HTTP response codes, and Matrix error codes:

• 200 OK - rendezvous session created
• 403 Forbidden (M_FORBIDDEN) - the requester is not authorized to create the rendezvous session
• 404 Not Found (M_UNRECOGNIZED) - the rendezvous API is not enabled
• 413 Payload Too Large (M_TOO_LARGE) - the supplied data value is larger than the 4096 UTF8 character limit
• 429 Too Many Requests (M_LIMIT_EXCEEDED) - the request has been rate limited

Response body for 200 OK is application/json with contents:

Field	Type
id	required string	Opaque identifier for the rendezvous session
sequence_token	required string	The token opaque token to identify if the payload has changed
expires_ts	required integer	The timestamp (in milliseconds since the epoch) at which the rendezvous session will expire

Example response:

HTTP 200 OK
Content-Type: application/json

{
    "id": "abcdEFG12345",
    "sequence_token": "VmbxF13QDusTgOCt8aoa0d2PQcnBOXeIxEqhw5aQ03o=",
    "expires_ts": 1662560931000
}

The server can chose what level of authentication is required to create a rendezvous session. Suitable policies might include:

• Public/open - anyone can create a rendezvous session without an access token. This allows for the QR code to be created on either the new or existing Matrix client.
• Requires authenticated user - this would reduce abuse to known users, but would restrict the mechanism so that the QR code must be created on the existing Matrix client (and therefore the new Matrix client must have a camera).
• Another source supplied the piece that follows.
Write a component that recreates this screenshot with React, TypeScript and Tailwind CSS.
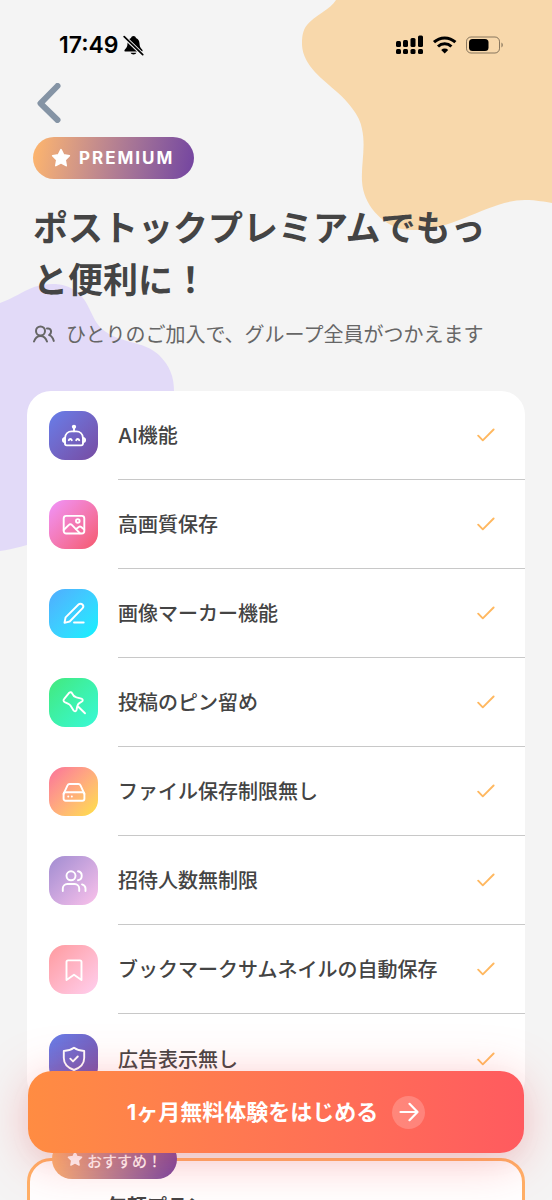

The expiry time is detailed below.

PUT /_matrix/client/v1/rendezvous/{rendezvousId} - Send a payload to an existing rendezvous

Rate-limited: Yes Requires authentication: No

Request body is application/json with contents:

Field	Type
sequence_token	required string	The value of sequence_token from the last payload seen by the requesting device.
data	required string	The data payload to be sent.

For example:

PUT /_matrix/client/v1/rendezvous/abcdEFG12345 HTTP/1.1
Content-Type: application/json

{
    "sequence_token": "VmbxF13QDusTgOCt8aoa0d2PQcnBOXeIxEqhw5aQ03o=",
    "data": "new data"
}

HTTP response codes, and Matrix error codes:

• 200 OK - payload updated
• 404 Not Found (M_NOT_FOUND) - rendezvous session ID is not valid (it could have expired)
• 404 Not Found (M_UNRECOGNIZED) - the rendezvous API is not enabled
• 409 Conflict (M_CONCURRENT_WRITE, a new error code) - when the sequence_token does not match
• 413 Payload Too Large (M_TOO_LARGE) - the supplied data value is larger than the 4096 UTF8 character limit
• 429 Too Many Requests (M_LIMIT_EXCEEDED) - the request has been rate limited

The response body for 200 OK is application/json with contents:

Field	Type
sequence_token	required string	The token opaque token to identify if the payload has changed

For example:

HTTP 200 OK
Content-Type: application/json

{
    "sequence_token": "VmbxF13QDusTgOCt8aoa0d2PQcnBOXeIxEqhw5aQ03o="
}

GET /_matrix/client/v1/rendezvous/{rendezvousId} - Receive a payload from a rendezvous session

Rate-limited: Yes Requires authentication: No

HTTP response codes, and Matrix error codes:

• 200 OK - payload returned
• 403 Forbidden (M_FORBIDDEN) - request is not allowed due to the unsafe content policy (see below)
• 404 Not Found (M_NOT_FOUND) - rendezvous session ID is not valid (it could have expired)
• 404 Not Found (M_UNRECOGNIZED) - the rendezvous API is not enabled
• 429 Too Many Requests (M_LIMIT_EXCEEDED) - the request has been rate limited

Response body for 200 OK is application/json with contents:

Field	Type
data	required string	The data payload from the last POST or PUT.
sequence_token	required string	The token opaque token to identify if the payload has changed
expires_ts	required integer	The timestamp (in milliseconds since the epoch) at which the rendezvous session will expire

HTTP 200 OK
Content-Type: application/json

{
    "data": "data from the previous POST/PUT",
    "sequence_token": "VmbxF13QDusTgOCt8aoa0d2PQcnBOXeIxEqhw5aQ03o=",
    "expires_ts": 1662560931000
}

To help mitigate the threat of unsafe content, the server SHOULD inspect the Sec-Fetch-* Fetch Metadata Request Headers (or other suitable headers) to identify top-level navigation requests and return a 403 HTTP response with error code M_FORBIDDEN instead.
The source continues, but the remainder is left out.